The respondent appeared at the Grievance Committee’s offices on March 27, 2009 for a preliminary conference. On that date, the respondent served the Grievance Committee with a second amended verified response and demand for a hearing seeking, for the first time, to interpose the two additional defenses to the imposition of reciprocal discipline pursuant to 22 NYCRR 691.3 (c) (1) and (2). A Special Referee disallowed the *362additional two defenses, and refused to admit any evidence which had already been considered in Florida. A hearing was conducted before the Special Referee on May 29, 2009. The respondent testified on his own behalf.

After a full hearing and review of the documentary evidence submitted by the Grievance Committee, as well as the respondent’s exhibits, the Special Referee found that the respondent had not met his burden of proof with respect to the defense set forth in 22 NYCRR 691.3 (c) (3) that the imposition of reciprocal discipline would be unjust. The Grievance Committee now moves to confirm the Special Referee’s report and to impose such discipline as the Court may deem just and proper. The respondent has neither cross-moved nor submitted any papers in response to the Grievance Committee’s motion.

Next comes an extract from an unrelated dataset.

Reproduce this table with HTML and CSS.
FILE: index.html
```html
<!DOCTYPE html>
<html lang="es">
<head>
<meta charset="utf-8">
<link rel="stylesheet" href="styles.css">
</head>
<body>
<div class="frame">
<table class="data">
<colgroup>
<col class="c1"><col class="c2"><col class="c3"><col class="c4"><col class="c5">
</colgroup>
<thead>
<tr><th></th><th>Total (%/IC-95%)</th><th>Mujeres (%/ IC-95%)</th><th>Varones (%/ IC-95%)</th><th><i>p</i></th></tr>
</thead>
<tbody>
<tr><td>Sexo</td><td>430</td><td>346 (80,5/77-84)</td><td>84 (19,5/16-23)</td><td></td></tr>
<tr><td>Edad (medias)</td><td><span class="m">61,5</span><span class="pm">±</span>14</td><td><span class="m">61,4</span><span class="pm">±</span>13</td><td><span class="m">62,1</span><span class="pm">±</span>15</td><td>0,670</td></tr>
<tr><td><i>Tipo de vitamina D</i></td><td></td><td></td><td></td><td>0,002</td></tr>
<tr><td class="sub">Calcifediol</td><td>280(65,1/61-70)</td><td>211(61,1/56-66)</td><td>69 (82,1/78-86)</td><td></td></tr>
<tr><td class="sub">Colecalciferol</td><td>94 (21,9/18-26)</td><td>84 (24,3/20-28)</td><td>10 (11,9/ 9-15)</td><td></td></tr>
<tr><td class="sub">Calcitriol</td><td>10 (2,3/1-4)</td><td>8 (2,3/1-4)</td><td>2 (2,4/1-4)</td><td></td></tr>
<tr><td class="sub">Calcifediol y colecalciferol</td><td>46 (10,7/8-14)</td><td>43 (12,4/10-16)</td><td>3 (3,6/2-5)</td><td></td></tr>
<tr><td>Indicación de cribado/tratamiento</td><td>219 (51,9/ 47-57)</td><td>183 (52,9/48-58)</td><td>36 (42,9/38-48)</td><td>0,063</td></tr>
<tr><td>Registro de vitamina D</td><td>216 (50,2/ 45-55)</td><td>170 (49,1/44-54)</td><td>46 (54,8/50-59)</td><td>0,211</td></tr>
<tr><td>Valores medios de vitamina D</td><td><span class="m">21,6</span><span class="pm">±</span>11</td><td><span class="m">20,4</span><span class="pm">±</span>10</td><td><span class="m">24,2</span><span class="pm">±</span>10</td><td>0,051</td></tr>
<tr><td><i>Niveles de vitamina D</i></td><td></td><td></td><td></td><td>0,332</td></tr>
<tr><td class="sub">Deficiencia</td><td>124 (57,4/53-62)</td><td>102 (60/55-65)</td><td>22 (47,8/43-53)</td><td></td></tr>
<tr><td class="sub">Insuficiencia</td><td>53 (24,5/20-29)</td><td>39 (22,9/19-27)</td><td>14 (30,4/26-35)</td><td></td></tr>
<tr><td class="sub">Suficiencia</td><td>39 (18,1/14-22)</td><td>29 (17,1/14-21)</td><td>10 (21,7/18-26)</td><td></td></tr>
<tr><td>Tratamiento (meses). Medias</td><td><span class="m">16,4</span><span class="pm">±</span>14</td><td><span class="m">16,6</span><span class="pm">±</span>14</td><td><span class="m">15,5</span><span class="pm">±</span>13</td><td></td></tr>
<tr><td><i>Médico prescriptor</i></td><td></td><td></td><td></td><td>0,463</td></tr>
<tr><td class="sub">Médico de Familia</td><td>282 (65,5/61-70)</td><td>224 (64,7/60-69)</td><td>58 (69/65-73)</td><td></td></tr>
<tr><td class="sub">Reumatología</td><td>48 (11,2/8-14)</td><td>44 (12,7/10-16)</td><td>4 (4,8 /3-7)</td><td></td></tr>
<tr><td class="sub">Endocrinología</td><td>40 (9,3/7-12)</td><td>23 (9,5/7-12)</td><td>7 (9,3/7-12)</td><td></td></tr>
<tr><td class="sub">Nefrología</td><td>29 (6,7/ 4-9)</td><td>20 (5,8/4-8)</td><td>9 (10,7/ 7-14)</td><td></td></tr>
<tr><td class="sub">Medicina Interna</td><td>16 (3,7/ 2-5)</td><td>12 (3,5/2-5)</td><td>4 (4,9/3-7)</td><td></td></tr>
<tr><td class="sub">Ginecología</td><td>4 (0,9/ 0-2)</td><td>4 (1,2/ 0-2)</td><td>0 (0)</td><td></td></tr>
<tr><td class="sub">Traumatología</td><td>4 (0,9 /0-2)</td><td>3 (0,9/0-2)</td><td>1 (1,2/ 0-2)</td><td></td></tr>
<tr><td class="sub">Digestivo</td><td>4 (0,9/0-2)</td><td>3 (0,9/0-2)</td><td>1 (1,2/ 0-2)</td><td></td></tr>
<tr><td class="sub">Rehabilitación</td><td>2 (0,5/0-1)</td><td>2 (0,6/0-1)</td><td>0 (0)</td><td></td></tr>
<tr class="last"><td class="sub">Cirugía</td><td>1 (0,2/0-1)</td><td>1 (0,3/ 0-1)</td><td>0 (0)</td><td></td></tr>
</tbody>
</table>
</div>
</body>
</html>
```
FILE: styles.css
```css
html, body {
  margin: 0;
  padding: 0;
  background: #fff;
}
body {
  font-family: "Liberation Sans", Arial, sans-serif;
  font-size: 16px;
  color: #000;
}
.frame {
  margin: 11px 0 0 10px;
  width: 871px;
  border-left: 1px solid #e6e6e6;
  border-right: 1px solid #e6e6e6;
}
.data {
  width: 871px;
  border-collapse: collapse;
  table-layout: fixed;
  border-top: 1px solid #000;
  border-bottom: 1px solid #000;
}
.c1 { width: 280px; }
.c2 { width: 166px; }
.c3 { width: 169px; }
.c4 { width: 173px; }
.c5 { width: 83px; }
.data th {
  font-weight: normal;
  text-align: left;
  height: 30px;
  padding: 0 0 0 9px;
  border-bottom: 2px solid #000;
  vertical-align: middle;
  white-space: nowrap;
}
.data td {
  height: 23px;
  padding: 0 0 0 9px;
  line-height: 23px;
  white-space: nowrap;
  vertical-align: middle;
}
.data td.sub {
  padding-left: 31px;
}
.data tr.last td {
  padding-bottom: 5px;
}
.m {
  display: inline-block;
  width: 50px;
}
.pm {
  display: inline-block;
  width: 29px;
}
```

The Florida disbarment was based upon three counts of misconduct and the aggravating factors consisting of five prior Florida disciplinary proceedings between June 23, 2004 and May 18, 2007, which resulted in the issuance of three admonishments, a 91-day suspension, an adjudication of contempt, and an indefinite suspension in an order dated May 18, 2007 (969 So 2d 1017 [Fla 2007] [table; text at 2007 Fla LEXIS 988, 2007 Fla LEXIS 973 (2007)]). The respondent failed to advise the New York authorities of his disbarment or his prior disciplinary history.

The respondent’s misconduct consisted of neglect of a legal proceeding entrusted to him, misrepresentations with respect to the status of that matter and the scope of his retainer, failure to cooperate with the disciplinary authorities, and continuing to practice law while in “delinquent” status.

The Special Referee concluded that the respondent’s misconduct which was the basis of the Florida discipline would similarly constitute a basis for discipline in New York. He found the respondent’s assertions of severe depression rendering him incapable of defending himself in Florida not supported by the record of proceedings in that state or the proofs offered in this proceeding. Accordingly, the Special Referee found that the respondent did not sustain his burden of proof with respect to the defense that the imposition of reciprocal discipline would be unjust.

We find that the defense asserted to the imposition of reciprocal discipline has not been sustained. Accordingly, the Grievance Committee’s motion to confirm the Special Referee’s report is granted and, effective immediately, the respondent is disbarred on the basis of the Florida discipline.

*363Prudenti, P.J., Rivera, Skelos, Fisher and Covello, JJ., concur.

Ordered that the petitioner’s application is granted; and it is further,

Ordered that pursuant to 22 NYCRR 691.3, effective immediately, the respondent, Robert A. Rudolph, admitted as Robert Alvarez Rudolph, is disbarred, and his name is stricken from the roll of attorneys and counselors-at-law; and it is further,

Ordered that the respondent, Robert A. Rudolph, admitted as Robert Alvarez Rudolph, shall promptly comply with this Court’s rules governing the conduct of disbarred, suspended, and resigned attorneys (see 22 NYCRR 691.10); and it is further,

Ordered that pursuant to Judiciary Law § 90, effective immediately, the respondent, Robert A. Rudolph, admitted as Robert Alvarez Rudolph, is commanded to desist and refrain from (1) practicing law in any form, either as principal or as agent, clerk, or employee of another, (2) appearing as an attorney or counselor-at-law before any court, judge, justice, board, commission, or other public authority, (3) giving to another an opinion as to the law or its application or any advice in relation thereto, and (4) holding himself out in any way as an attorney and counselor-at-law; and it is further,

Ordered that if the respondent, Robert A. Rudolph, admitted as Robert Alvarez Rudolph, has been issued a secure pass by the Office of Court Administration, it shall be returned forthwith to the issuing agency, and the respondent shall certify to the same in his affidavit of compliance pursuant to 22 NYCRR 691.10 (f).